Military considering lasers to guard vehicles against roadside bombs
Canadian soldiers await a military medivac for a man believed wounded by artillery as he planted an IED near the village of Fathollah in the Panjwaii district of Kandahar province on Monday, Sept. 6, 2010. (Dene Moore / THE CANADIAN PRESS)
The Canadian Press
Published Friday, February 22, 2013 1:22PM EST
Last Updated Friday, February 22, 2013 3:58PM EST
OTTAWA -- It may sound like something out of a futuristic movie, but the military is looking at mounting high-powered lasers on armoured vehicles to help protect troops from roadside bombs.
The Canadian Forces wants to put lasers on its fleet of Cougar armoured vehicles so soldiers can blast apart improvised explosive devices, or IEDs, from a safe distance.
"(High-energy laser) is considered as one of the most promising technologies to provide the Canadian Army with an unprecedented performance edge," says a contract notice posted Friday.
Improvised explosive devices evolved into the deadliest threat faced by soldiers over the course of Canada's 10-year combat mission in Afghanistan.
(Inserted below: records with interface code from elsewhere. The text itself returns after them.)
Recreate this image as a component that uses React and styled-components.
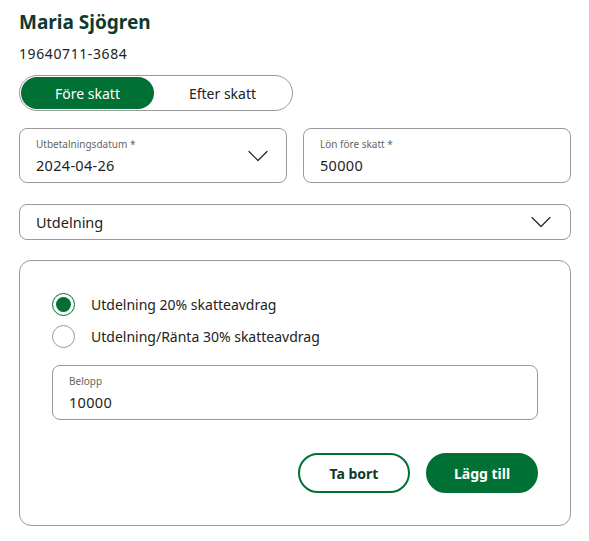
import React from 'react';
import styled, { createGlobalStyle } from 'styled-components';

const GREEN = '#007034';

const GlobalStyle = createGlobalStyle`
    body {
        margin: 0;
        background: #fff;
        font-family: "Noto Sans", "Liberation Sans", sans-serif;
        color: #222;
    }
`

const Page = styled.div`
    padding: 10px 18px 16px 19px;
    width: 552px;
`

const Name = styled.h1`
    margin: 0;
    font-size: 19px;
    font-weight: 700;
    color: #0d3a2e;
    line-height: 24px;
`

const PersonNumber = styled.div`
    margin-top: 10px;
    font-size: 14px;
    letter-spacing: 0.6px;
    color: #222;
`

const Toggle = styled.div`
    margin-top: 12px;
    width: 274px;
    height: 36px;
    box-sizing: border-box;
    border: 1px solid #999;
    border-radius: 18px;
    display: flex;
    align-items: center;
    padding: 1px;
`

const ToggleOption = styled.div`
    flex: ${p => p.$active ? '0 0 133px' : '1'};
    height: 32px;
    border-radius: 16px;
    display: flex;
    align-items: center;
    justify-content: center;
    font-size: 14px;
    background: ${p => p.$active ? GREEN : 'transparent'};
    color: ${p => p.$active ? '#fff' : '#222'};
`

const Row = styled.div`
    margin-top: 17px;
    display: grid;
    grid-template-columns: 1fr 1fr;
    gap: 16px;
`

const Field = styled.div`
    position: relative;
    height: 55px;
    box-sizing: border-box;
    border: 1px solid #9a9a9a;
    border-radius: 8px;
    padding: 8px 16px 0 16px;
    display: flex;
    flex-direction: column;
`

const Label = styled.div`
    font-size: 10px;
    color: #666;
    line-height: 14px;
`

const Value = styled.div`
    margin-top: 4px;
    font-size: 14.5px;
    letter-spacing: 0.3px;
    color: #222;
    line-height: 20px;
`

const ChevronWrap = styled.div`
    position: absolute;
    right: ${p => p.$right || 18}px;
    top: 50%;
    transform: translateY(-50%);
    display: flex;
`

const Select = styled.div`
    position: relative;
    margin-top: 21px;
    height: 36px;
    box-sizing: border-box;
    border: 1px solid #9a9a9a;
    border-radius: 8px;
    padding: 0 16px;
    display: flex;
    align-items: center;
    font-size: 14.5px;
`

const Card = styled.div`
    margin-top: 20px;
    height: 266px;
    box-sizing: border-box;
    border: 1px solid #999;
    border-radius: 12px;
    padding: 31px 32px 0 32px;
`

const RadioList = styled.div`
    display: flex;
    flex-direction: column;
    gap: 8px;
`

const RadioRow = styled.label`
    display: flex;
    align-items: center;
    gap: 16px;
    font-size: 14px;
    color: #222;
    height: 24px;
`

const RadioCircle = styled.span`
    width: 23px;
    height: 23px;
    box-sizing: border-box;
    border-radius: 50%;
    border: 1px solid ${p => p.$checked ? GREEN : '#999'};
    display: flex;
    align-items: center;
    justify-content: center;

    &::after {
        content: '';
        display: ${p => p.$checked ? 'block' : 'none'};
        width: 15px;
        height: 15px;
        border-radius: 50%;
        background: ${GREEN};
    }
`

const AmountField = styled(Field)`
    margin-top: 17px;
`

const Actions = styled.div`
    margin-top: 33px;
    display: flex;
    justify-content: flex-end;
    gap: 16px;
`

const Button = styled.button`
    width: 112px;
    height: 40px;
    box-sizing: border-box;
    border-radius: 20px;
    font-family: inherit;
    font-size: 14px;
    font-weight: 700;
    border: 2px solid ${GREEN};
    background: ${p => p.$primary ? GREEN : '#fff'};
    color: ${p => p.$primary ? '#fff' : '#0d3a2e'};
    cursor: pointer;
`

const Chevron = () => (
    <svg width="20" height="11" viewBox="0 0 20 11" fill="none">
        <path d="M1 1 L10 10 L19 1" stroke="#222" strokeWidth="1.2" strokeLinecap="round" strokeLinejoin="round" />
    </svg>
)

const App = () => {
    return (
        <>
            <GlobalStyle />
            <Page>
                <Name>Maria Sjögren</Name>
                <PersonNumber>19640711-3684</PersonNumber>
                <Toggle>
                    <ToggleOption $active>Före skatt</ToggleOption>
                    <ToggleOption>Efter skatt</ToggleOption>
                </Toggle>
                <Row>
                    <Field>
                        <Label>Utbetalningsdatum *</Label>
                        <Value>2024-04-26</Value>
                        <ChevronWrap $right={18}><Chevron /></ChevronWrap>
                    </Field>
                    <Field>
                        <Label>Lön före skatt *</Label>
                        <Value>50000</Value>
                    </Field>
                </Row>
                <Select>
                    Utdelning
                    <ChevronWrap $right={19}><Chevron /></ChevronWrap>
                </Select>
                <Card>
                    <RadioList>
                        <RadioRow><RadioCircle $checked />Utdelning 20% skatteavdrag</RadioRow>
                        <RadioRow><RadioCircle />Utdelning/Ränta 30% skatteavdrag</RadioRow>
                    </RadioList>
                    <AmountField>
                        <Label>Belopp</Label>
                        <Value>10000</Value>
                    </AmountField>
                    <Actions>
                        <Button>Ta bort</Button>
                        <Button $primary>Lägg till</Button>
                    </Actions>
                </Card>
            </Page>
        </>
    )
}

export default App;
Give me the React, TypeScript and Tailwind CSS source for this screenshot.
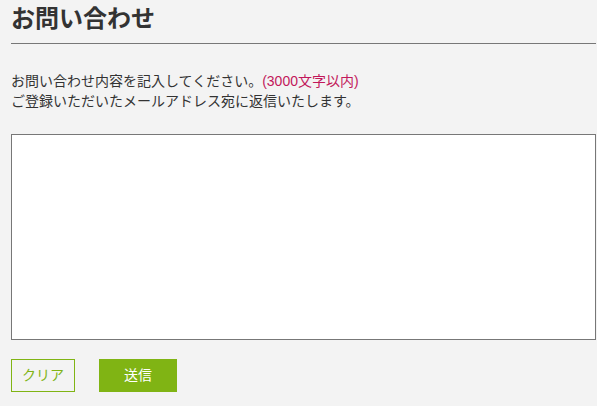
export default function App() {
  return (
    <main
      className="min-h-[406px] bg-[#f3f3f3] pl-[11px] pr-px pt-[3px] text-[#333]"
      style={{ fontFamily: '"Liberation Sans", "Noto Sans CJK JP", sans-serif' }}
    >
      <h1 className="border-b border-[#777] pb-[8px] text-[24px] font-bold leading-[32px]">
        お問い合わせ
      </h1>

      <p className="mt-[27px] text-[14px] leading-[20px]">
        お問い合わせ内容を記入してください。
        <span className="text-[#c2185b]">(3000文字以内)</span>
        <br />
        ご登録いただいたメールアドレス宛に返信いたします。
      </p>

      <textarea className="mt-[23px] block h-[206px] w-[585px] resize-none border border-[#777] bg-white p-2 text-[14px] outline-none" />

      <div className="mt-[19px] flex gap-[24px]">
        <button className="h-[33px] w-[64px] border border-[#80b414] bg-transparent text-[14px] text-[#80b414]">
          クリア
        </button>
        <button className="h-[33px] w-[78px] bg-[#80b414] text-[14px] text-white">
          送信
        </button>
      </div>
    </main>
  );
}
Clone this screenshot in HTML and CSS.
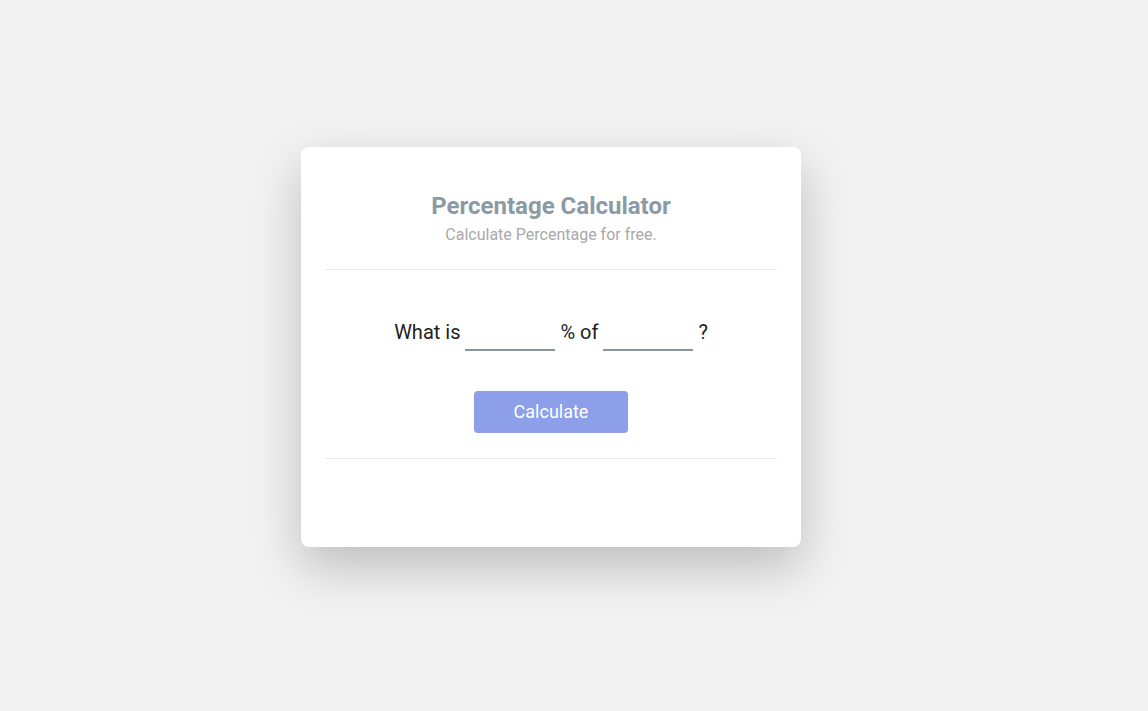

Of the 158 Canadian soldiers killed, 93 died in IED attacks, according to the independent monitoring website icasualties.org.
Insurgents quickly realized roadside bombs were a far more effective tactic than engaging in face-to-face combat against their better-armed foes.
They littered the ditches, roads and fields of Afghanistan with makeshift bombs, which were detonated with a pressure switch or by remote control.
When the military added more armour to vehicles so they could better withstand the blasts, the insurgents responded by building even bigger, deadlier bombs, often by stacking explosives on top of each other.
Lasers could well be the key to defeating such threats, the military contract notice suggests.
The technology has come a long way in recent years, the document says, and lasers are now close to being used in the field.
"This rapid evolution is due to recent developments in the fibre laser technology which led to an abrupt availability of low cost and robust core laser systems readily available for defence applications," the notice says.
No one from the Canadian Forces was immediately available to comment.